Problem description: Quote, verbatim, all material below, without pictures.
>>>
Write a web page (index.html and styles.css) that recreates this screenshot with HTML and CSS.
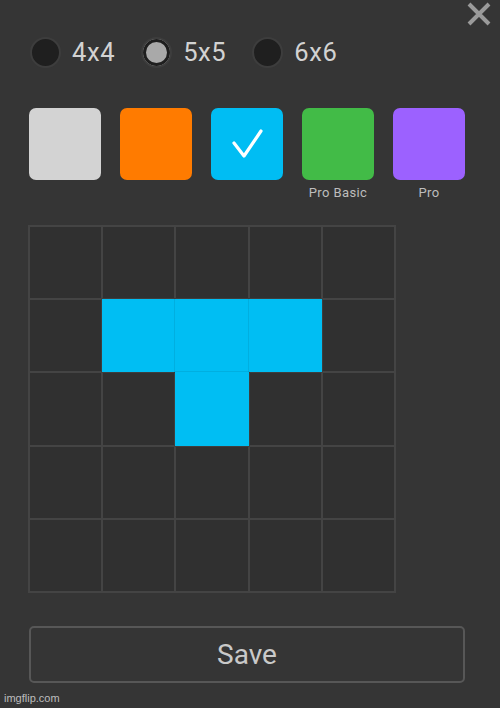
FILE: index.html
```html
<!DOCTYPE html>
<html lang="en">
<head>
<meta charset="utf-8">
<title>Piece editor</title>
<link rel="stylesheet" href="styles.css">
</head>
<body>
<div class="panel">
  <button class="close" aria-label="Close">
    <svg width="26" height="26" viewBox="0 0 26 26"><path d="M3 3 L23 23 M23 3 L3 23" stroke="#9a9a9a" stroke-width="4" stroke-linecap="butt" fill="none"/></svg>
  </button>
  <div class="radios">
    <label class="radio"><span class="dot"></span><span class="rtext">4x4</span></label>
    <label class="radio"><span class="dot selected"></span><span class="rtext">5x5</span></label>
    <label class="radio"><span class="dot"></span><span class="rtext">6x6</span></label>
  </div>
  <div class="swatches">
    <div class="swatch-item"><div class="swatch grey"></div></div>
    <div class="swatch-item"><div class="swatch orange"></div></div>
    <div class="swatch-item"><div class="swatch blue">
      <svg width="72" height="72" viewBox="0 0 72 72"><path d="M23 35 L33 48 L50 23" stroke="#ffffff" stroke-width="3.2" fill="none" stroke-linecap="round" stroke-linejoin="round"/></svg>
    </div></div>
    <div class="swatch-item"><div class="swatch green"></div><div class="slabel">Pro Basic</div></div>
    <div class="swatch-item"><div class="swatch purple"></div><div class="slabel">Pro</div></div>
  </div>
  <div class="board">
    <div class="cell"></div><div class="cell"></div><div class="cell"></div><div class="cell"></div><div class="cell"></div>
    <div class="cell"></div><div class="cell on"></div><div class="cell on"></div><div class="cell on"></div><div class="cell"></div>
    <div class="cell"></div><div class="cell"></div><div class="cell on"></div><div class="cell"></div><div class="cell"></div>
    <div class="cell"></div><div class="cell"></div><div class="cell"></div><div class="cell"></div><div class="cell"></div>
    <div class="cell"></div><div class="cell"></div><div class="cell"></div><div class="cell"></div><div class="cell"></div>
  </div>
  <button class="save">Save</button>
</div>
<div class="watermark">imgflip.com</div>
</body>
</html>
```
FILE: styles.css
```css
html, body {
  margin: 0;
  padding: 0;
  background: #353535;
}
body {
  width: 500px;
  height: 708px;
  position: relative;
  overflow: hidden;
  font-family: Roboto, "Liberation Sans", sans-serif;
}
.panel {
  padding: 37px 35px 0 29px;
}
.close {
  position: absolute;
  top: 1px;
  right: 8px;
  width: 26px;
  height: 26px;
  padding: 0;
  border: 0;
  background: none;
}
.close svg { display: block; }
.radios {
  display: flex;
  align-items: center;
  gap: 26px;
  height: 31px;
  margin-left: 1px;
}
.radio {
  display: flex;
  align-items: center;
  gap: 11px;
}
.dot {
  width: 27px;
  height: 27px;
  border-radius: 50%;
  background: #1f1f1f;
  border: 2px solid #3d3d3d;
  box-sizing: content-box;
}
.dot.selected {
  background: #a9a9a9;
  box-shadow: inset 0 0 0 3px #1f1f1f;
}
.rtext {
  color: #d2d2d2;
  font-size: 25.5px;
  letter-spacing: 0.6px;
  line-height: 31px;
}
.swatches {
  display: flex;
  gap: 19px;
  margin-top: 40px;
}
.swatch-item {
  width: 72px;
  height: 92px;
  display: flex;
  flex-direction: column;
  align-items: center;
}
.swatch {
  width: 72px;
  height: 72px;
  border-radius: 7px;
  flex: none;
}
.swatch svg { display: block; }
.grey { background: #d3d3d3; }
.orange { background: #ff7b00; }
.blue { background: #00bdf3; }
.green { background: #42bb47; }
.purple { background: #9c61ff; }
.slabel {
  margin-top: 5px;
  color: #bdbdbd;
  font-size: 13px;
  letter-spacing: 0.4px;
  line-height: 16px;
  white-space: nowrap;
}
.board {
  margin-top: 25px;
  margin-left: -1px;
  width: 368px;
  height: 368px;
  box-sizing: border-box;
  padding: 2px;
  background: #444444;
  display: grid;
  grid-template-columns: repeat(5, 1fr);
  grid-template-rows: repeat(5, 1fr);
  gap: 2px;
}
.cell {
  background: #303030;
}
.cell.on {
  background: #00bef3;
  box-shadow: 0 0 0 1px #00bef3, 0 0 0 1.5px rgba(0,0,0,0.15);
}
.save {
  display: block;
  margin-top: 33px;
  width: 436px;
  height: 57px;
  border: 2px solid #575757;
  border-radius: 5px;
  background: transparent;
  color: #c9c9c9;
  font-family: Roboto, "Liberation Sans", sans-serif;
  font-size: 28px;
  padding: 0;
}
.watermark {
  position: absolute;
  left: 4px;
  bottom: 3px;
  color: #bdbdbd;
  font-family: "Liberation Sans", Arial, sans-serif;
  font-size: 11px;
  line-height: 13px;
}
```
<<<
Completed exercise:
Write a web page (index.html and styles.css) that recreates this screenshot with HTML and CSS.
FILE: index.html
```html
<!DOCTYPE html>
<html lang="en">
<head>
<meta charset="utf-8">
<title>Piece editor</title>
<link rel="stylesheet" href="styles.css">
</head>
<body>
<div class="panel">
  <button class="close" aria-label="Close">
    <svg width="26" height="26" viewBox="0 0 26 26"><path d="M3 3 L23 23 M23 3 L3 23" stroke="#9a9a9a" stroke-width="4" stroke-linecap="butt" fill="none"/></svg>
  </button>
  <div class="radios">
    <label class="radio"><span class="dot"></span><span class="rtext">4x4</span></label>
    <label class="radio"><span class="dot selected"></span><span class="rtext">5x5</span></label>
    <label class="radio"><span class="dot"></span><span class="rtext">6x6</span></label>
  </div>
  <div class="swatches">
    <div class="swatch-item"><div class="swatch grey"></div></div>
    <div class="swatch-item"><div class="swatch orange"></div></div>
    <div class="swatch-item"><div class="swatch blue">
      <svg width="72" height="72" viewBox="0 0 72 72"><path d="M23 35 L33 48 L50 23" stroke="#ffffff" stroke-width="3.2" fill="none" stroke-linecap="round" stroke-linejoin="round"/></svg>
    </div></div>
    <div class="swatch-item"><div class="swatch green"></div><div class="slabel">Pro Basic</div></div>
    <div class="swatch-item"><div class="swatch purple"></div><div class="slabel">Pro</div></div>
  </div>
  <div class="board">
    <div class="cell"></div><div class="cell"></div><div class="cell"></div><div class="cell"></div><div class="cell"></div>
    <div class="cell"></div><div class="cell on"></div><div class="cell on"></div><div class="cell on"></div><div class="cell"></div>
    <div class="cell"></div><div class="cell"></div><div class="cell on"></div><div class="cell"></div><div class="cell"></div>
    <div class="cell"></div><div class="cell"></div><div class="cell"></div><div class="cell"></div><div class="cell"></div>
    <div class="cell"></div><div class="cell"></div><div class="cell"></div><div class="cell"></div><div class="cell"></div>
  </div>
  <button class="save">Save</button>
</div>
<div class="watermark">imgflip.com</div>
</body>
</html>
```
FILE: styles.css
```css
html, body {
  margin: 0;
  padding: 0;
  background: #353535;
}
body {
  width: 500px;
  height: 708px;
  position: relative;
  overflow: hidden;
  font-family: Roboto, "Liberation Sans", sans-serif;
}
.panel {
  padding: 37px 35px 0 29px;
}
.close {
  position: absolute;
  top: 1px;
  right: 8px;
  width: 26px;
  height: 26px;
  padding: 0;
  border: 0;
  background: none;
}
.close svg { display: block; }
.radios {
  display: flex;
  align-items: center;
  gap: 26px;
  height: 31px;
  margin-left: 1px;
}
.radio {
  display: flex;
  align-items: center;
  gap: 11px;
}
.dot {
  width: 27px;
  height: 27px;
  border-radius: 50%;
  background: #1f1f1f;
  border: 2px solid #3d3d3d;
  box-sizing: content-box;
}
.dot.selected {
  background: #a9a9a9;
  box-shadow: inset 0 0 0 3px #1f1f1f;
}
.rtext {
  color: #d2d2d2;
  font-size: 25.5px;
  letter-spacing: 0.6px;
  line-height: 31px;
}
.swatches {
  display: flex;
  gap: 19px;
  margin-top: 40px;
}
.swatch-item {
  width: 72px;
  height: 92px;
  display: flex;
  flex-direction: column;
  align-items: center;
}
.swatch {
  width: 72px;
  height: 72px;
  border-radius: 7px;
  flex: none;
}
.swatch svg { display: block; }
.grey { background: #d3d3d3; }
.orange { background: #ff7b00; }
.blue { background: #00bdf3; }
.green { background: #42bb47; }
.purple { background: #9c61ff; }
.slabel {
  margin-top: 5px;
  color: #bdbdbd;
  font-size: 13px;
  letter-spacing: 0.4px;
  line-height: 16px;
  white-space: nowrap;
}
.board {
  margin-top: 25px;
  margin-left: -1px;
  width: 368px;
  height: 368px;
  box-sizing: border-box;
  padding: 2px;
  background: #444444;
  display: grid;
  grid-template-columns: repeat(5, 1fr);
  grid-template-rows: repeat(5, 1fr);
  gap: 2px;
}
.cell {
  background: #303030;
}
.cell.on {
  background: #00bef3;
  box-shadow: 0 0 0 1px #00bef3, 0 0 0 1.5px rgba(0,0,0,0.15);
}
.save {
  display: block;
  margin-top: 33px;
  width: 436px;
  height: 57px;
  border: 2px solid #575757;
  border-radius: 5px;
  background: transparent;
  color: #c9c9c9;
  font-family: Roboto, "Liberation Sans", sans-serif;
  font-size: 28px;
  padding: 0;
}
.watermark {
  position: absolute;
  left: 4px;
  bottom: 3px;
  color: #bdbdbd;
  font-family: "Liberation Sans", Arial, sans-serif;
  font-size: 11px;
  line-height: 13px;
}
```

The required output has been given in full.